■ PROBLEM TO SOLVE ■
Strip the pictures and reproduce the rest of the listing exactly.

■ GIVEN MATERIAL ■
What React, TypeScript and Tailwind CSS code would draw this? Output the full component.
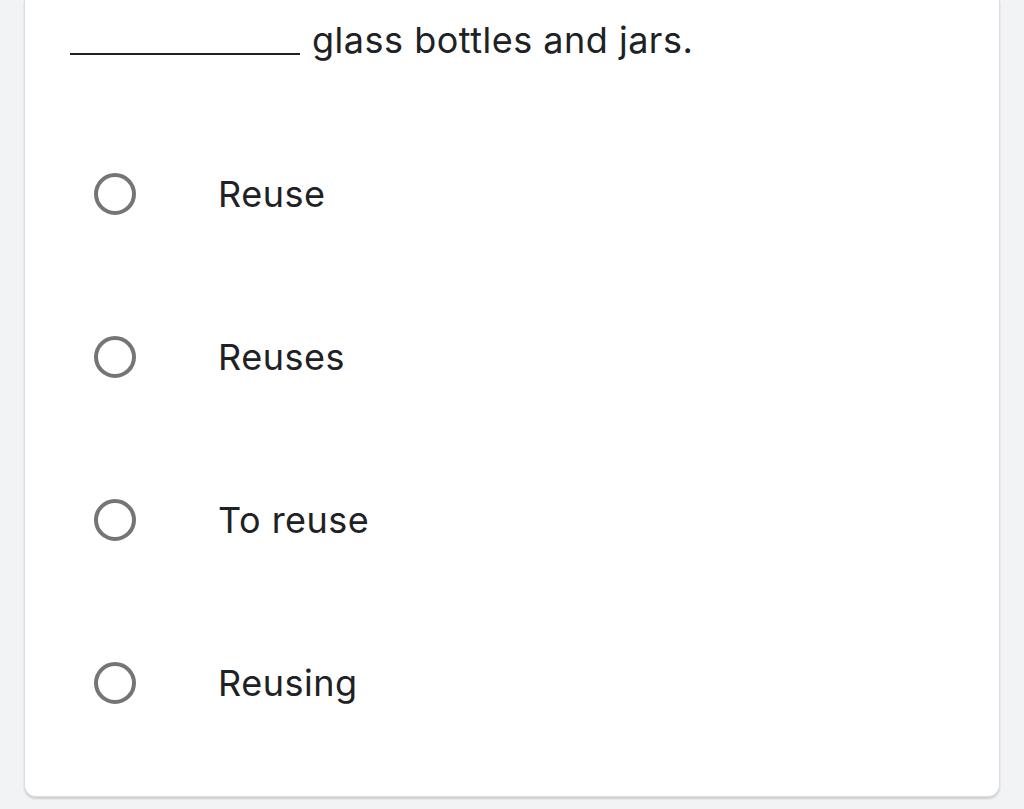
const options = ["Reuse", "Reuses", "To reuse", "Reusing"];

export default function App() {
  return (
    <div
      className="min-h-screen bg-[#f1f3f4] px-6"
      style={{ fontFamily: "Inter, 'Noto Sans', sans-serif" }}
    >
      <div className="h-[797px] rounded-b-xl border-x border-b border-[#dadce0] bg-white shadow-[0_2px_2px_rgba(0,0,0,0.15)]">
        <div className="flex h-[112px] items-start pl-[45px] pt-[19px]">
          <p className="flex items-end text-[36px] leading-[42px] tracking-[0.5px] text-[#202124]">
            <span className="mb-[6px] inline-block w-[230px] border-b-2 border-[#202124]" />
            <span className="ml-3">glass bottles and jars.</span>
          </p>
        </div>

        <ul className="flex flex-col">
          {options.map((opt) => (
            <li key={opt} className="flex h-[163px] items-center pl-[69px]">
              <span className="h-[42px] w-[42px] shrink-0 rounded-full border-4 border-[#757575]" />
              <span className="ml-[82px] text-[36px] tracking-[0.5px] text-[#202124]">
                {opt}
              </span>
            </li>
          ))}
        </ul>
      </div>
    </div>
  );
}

■ THE COMPLETED TASK ■
What React, TypeScript and Tailwind CSS code would draw this? Output the full component.
const options = ["Reuse", "Reuses", "To reuse", "Reusing"];

export default function App() {
  return (
    <div
      className="min-h-screen bg-[#f1f3f4] px-6"
      style={{ fontFamily: "Inter, 'Noto Sans', sans-serif" }}
    >
      <div className="h-[797px] rounded-b-xl border-x border-b border-[#dadce0] bg-white shadow-[0_2px_2px_rgba(0,0,0,0.15)]">
        <div className="flex h-[112px] items-start pl-[45px] pt-[19px]">
          <p className="flex items-end text-[36px] leading-[42px] tracking-[0.5px] text-[#202124]">
            <span className="mb-[6px] inline-block w-[230px] border-b-2 border-[#202124]" />
            <span className="ml-3">glass bottles and jars.</span>
          </p>
        </div>

        <ul className="flex flex-col">
          {options.map((opt) => (
            <li key={opt} className="flex h-[163px] items-center pl-[69px]">
              <span className="h-[42px] w-[42px] shrink-0 rounded-full border-4 border-[#757575]" />
              <span className="ml-[82px] text-[36px] tracking-[0.5px] text-[#202124]">
                {opt}
              </span>
            </li>
          ))}
        </ul>
      </div>
    </div>
  );
}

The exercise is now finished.